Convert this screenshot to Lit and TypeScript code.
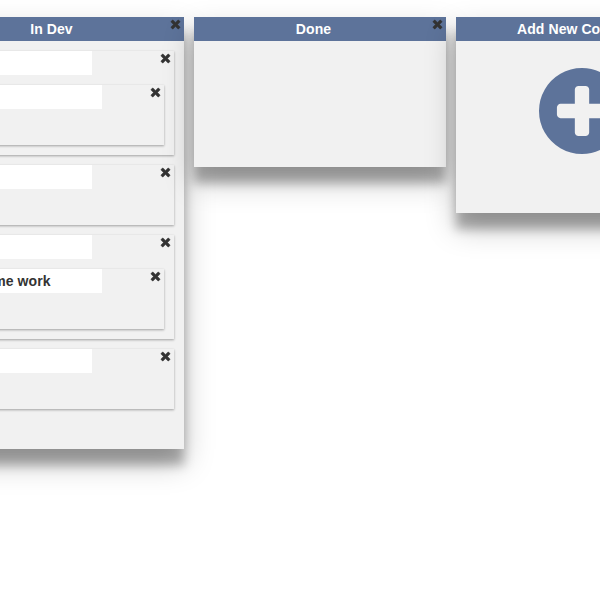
import { LitElement, html, css, nothing, TemplateResult } from "lit";
import { customElement } from "lit/decorators.js";

interface Card {
  title: string;
  children?: Card[];
}

interface Column {
  title: string;
  cards: Card[];
}

const columns: Column[] = [
  {
    title: "In Dev",
    cards: [
      { title: "", children: [{ title: "" }] },
      { title: "" },
      { title: "", children: [{ title: "Do some work" }] },
      { title: "" },
    ],
  },
  { title: "Done", cards: [] },
];

const closeIcon = html`<svg class="close" viewBox="110 -18 1188 1188" aria-hidden="true">
  <path
    transform="translate(0 1152) scale(1 -1)"
    d="M1298 214q0 -40 -28 -68l-136 -136q-28 -28 -68 -28t-68 28l-294 294l-294 -294q-28 -28 -68 -28t-68 28l-136 136q-28 28 -28 68t28 68l294 294l-294 294q-28 28 -28 68t28 68l136 136q28 28 68 28t68 -28l294 -294l294 294q28 28 68 28t68 -28l136 -136q28 -28 28 -68t-28 -68l-294 -294l294 -294q28 -28 28 -68z"
  />
</svg>`;

const plusIcon = html`<svg class="plus" viewBox="0 0 1536 1536" aria-hidden="true">
  <path
    transform="translate(0 1408) scale(1 -1)"
    d="M1216 576v128q0 26 -19 45t-45 19h-256v256q0 26 -19 45t-45 19h-128q-26 0 -45 -19t-19 -45v-256h-256q-26 0 -45 -19t-19 -45v-128q0 -26 19 -45t45 -19h256v-256q0 -26 19 -45t45 -19h128q26 0 45 19t19 45v256h256q26 0 45 19t19 45zM1536 640q0 -209 -103 -385.5t-279.5 -279.5t-385.5 -103t-385.5 103t-279.5 279.5t-103 385.5t103 385.5t279.5 279.5t385.5 103t385.5 -103t279.5 -279.5t103 -385.5z"
  />
</svg>`;

@customElement("app-root")
export class AppRoot extends LitElement {
  static styles = css`
    :host {
      display: block;
      height: 600px;
      overflow: hidden;
      background: #fff;
      color: #333;
      font: bold 14px/20px "Liberation Sans", Arial, sans-serif;
      letter-spacing: 0.07px;
    }
    /* The board is scrolled sideways, so its first column is cut off. */
    .board {
      display: flex;
      align-items: flex-start;
      gap: 10px;
      width: max-content;
      margin-left: -68px;
      padding-top: 17px;
    }
    .column {
      position: relative;
      box-sizing: border-box;
      width: 252px;
      min-height: 150px;
      padding-bottom: 40px;
      background: #f1f1f1;
      box-shadow: 0 14px 28px rgba(0, 0, 0, 0.25), 0 16px 10px rgba(0, 0, 0, 0.28);
    }
    .header {
      display: flex;
      height: 24px;
      background: #5d739a;
      color: #fff;
    }
    .name {
      flex: 1;
      line-height: 24px;
      text-align: center;
    }
    .adder .name {
      padding-right: 13px;
    }
    .close {
      flex: none;
      width: 9px;
      height: 9px;
      margin: 3px 4px 0 auto;
      overflow: visible;
      fill: #333;
      stroke: #333;
      stroke-width: 60;
    }
    .card {
      display: flex;
      flex-wrap: wrap;
      align-content: flex-start;
      min-height: 60px;
      margin: 10px 10px 0;
      background: #f1f1f1;
      box-shadow: 0 1px 3px rgba(0, 0, 0, 0.12), 0 1px 2px rgba(0, 0, 0, 0.24);
    }
    .label {
      box-sizing: border-box;
      width: 150px;
      height: 24px;
      padding: 0 2px;
      background: #fff;
      line-height: 24px;
      white-space: nowrap;
    }
    .children {
      width: 100%;
      padding-bottom: 10px;
    }
    .adder {
      height: 196px;
      padding-bottom: 0;
    }
    .plus {
      display: block;
      width: 86px;
      height: 86px;
      margin: 27px auto 0;
      overflow: visible;
      fill: #5d739a;
    }
  `;

  private card(card: Card): TemplateResult {
    return html`<div class="card">
      <div class="label">${card.title}</div>
      ${closeIcon}
      ${card.children
        ? html`<div class="children">${card.children.map((c) => this.card(c))}</div>`
        : nothing}
    </div>`;
  }

  render() {
    return html`<div class="board">
      ${columns.map(
        (column) => html`<section class="column">
          <div class="header"><div class="name">${column.title}</div>${closeIcon}</div>
          ${column.cards.map((c) => this.card(c))}
        </section>`
      )}
      <section class="column adder">
        <div class="header"><div class="name">Add New Column</div></div>
        ${plusIcon}
      </section>
    </div>`;
  }
}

→ The request:
The listing above needs to be output again exactly. Don't include the pictures.

→ Correct answer:
Convert this screenshot to Lit and TypeScript code.
import { LitElement, html, css, nothing, TemplateResult } from "lit";
import { customElement } from "lit/decorators.js";

interface Card {
  title: string;
  children?: Card[];
}

interface Column {
  title: string;
  cards: Card[];
}

const columns: Column[] = [
  {
    title: "In Dev",
    cards: [
      { title: "", children: [{ title: "" }] },
      { title: "" },
      { title: "", children: [{ title: "Do some work" }] },
      { title: "" },
    ],
  },
  { title: "Done", cards: [] },
];

const closeIcon = html`<svg class="close" viewBox="110 -18 1188 1188" aria-hidden="true">
  <path
    transform="translate(0 1152) scale(1 -1)"
    d="M1298 214q0 -40 -28 -68l-136 -136q-28 -28 -68 -28t-68 28l-294 294l-294 -294q-28 -28 -68 -28t-68 28l-136 136q-28 28 -28 68t28 68l294 294l-294 294q-28 28 -28 68t28 68l136 136q28 28 68 28t68 -28l294 -294l294 294q28 28 68 28t68 -28l136 -136q28 -28 28 -68t-28 -68l-294 -294l294 -294q28 -28 28 -68z"
  />
</svg>`;

const plusIcon = html`<svg class="plus" viewBox="0 0 1536 1536" aria-hidden="true">
  <path
    transform="translate(0 1408) scale(1 -1)"
    d="M1216 576v128q0 26 -19 45t-45 19h-256v256q0 26 -19 45t-45 19h-128q-26 0 -45 -19t-19 -45v-256h-256q-26 0 -45 -19t-19 -45v-128q0 -26 19 -45t45 -19h256v-256q0 -26 19 -45t45 -19h128q26 0 45 19t19 45v256h256q26 0 45 19t19 45zM1536 640q0 -209 -103 -385.5t-279.5 -279.5t-385.5 -103t-385.5 103t-279.5 279.5t-103 385.5t103 385.5t279.5 279.5t385.5 103t385.5 -103t279.5 -279.5t103 -385.5z"
  />
</svg>`;

@customElement("app-root")
export class AppRoot extends LitElement {
  static styles = css`
    :host {
      display: block;
      height: 600px;
      overflow: hidden;
      background: #fff;
      color: #333;
      font: bold 14px/20px "Liberation Sans", Arial, sans-serif;
      letter-spacing: 0.07px;
    }
    /* The board is scrolled sideways, so its first column is cut off. */
    .board {
      display: flex;
      align-items: flex-start;
      gap: 10px;
      width: max-content;
      margin-left: -68px;
      padding-top: 17px;
    }
    .column {
      position: relative;
      box-sizing: border-box;
      width: 252px;
      min-height: 150px;
      padding-bottom: 40px;
      background: #f1f1f1;
      box-shadow: 0 14px 28px rgba(0, 0, 0, 0.25), 0 16px 10px rgba(0, 0, 0, 0.28);
    }
    .header {
      display: flex;
      height: 24px;
      background: #5d739a;
      color: #fff;
    }
    .name {
      flex: 1;
      line-height: 24px;
      text-align: center;
    }
    .adder .name {
      padding-right: 13px;
    }
    .close {
      flex: none;
      width: 9px;
      height: 9px;
      margin: 3px 4px 0 auto;
      overflow: visible;
      fill: #333;
      stroke: #333;
      stroke-width: 60;
    }
    .card {
      display: flex;
      flex-wrap: wrap;
      align-content: flex-start;
      min-height: 60px;
      margin: 10px 10px 0;
      background: #f1f1f1;
      box-shadow: 0 1px 3px rgba(0, 0, 0, 0.12), 0 1px 2px rgba(0, 0, 0, 0.24);
    }
    .label {
      box-sizing: border-box;
      width: 150px;
      height: 24px;
      padding: 0 2px;
      background: #fff;
      line-height: 24px;
      white-space: nowrap;
    }
    .children {
      width: 100%;
      padding-bottom: 10px;
    }
    .adder {
      height: 196px;
      padding-bottom: 0;
    }
    .plus {
      display: block;
      width: 86px;
      height: 86px;
      margin: 27px auto 0;
      overflow: visible;
      fill: #5d739a;
    }
  `;

  private card(card: Card): TemplateResult {
    return html`<div class="card">
      <div class="label">${card.title}</div>
      ${closeIcon}
      ${card.children
        ? html`<div class="children">${card.children.map((c) => this.card(c))}</div>`
        : nothing}
    </div>`;
  }

  render() {
    return html`<div class="board">
      ${columns.map(
        (column) => html`<section class="column">
          <div class="header"><div class="name">${column.title}</div>${closeIcon}</div>
          ${column.cards.map((c) => this.card(c))}
        </section>`
      )}
      <section class="column adder">
        <div class="header"><div class="name">Add New Column</div></div>
        ${plusIcon}
      </section>
    </div>`;
  }
}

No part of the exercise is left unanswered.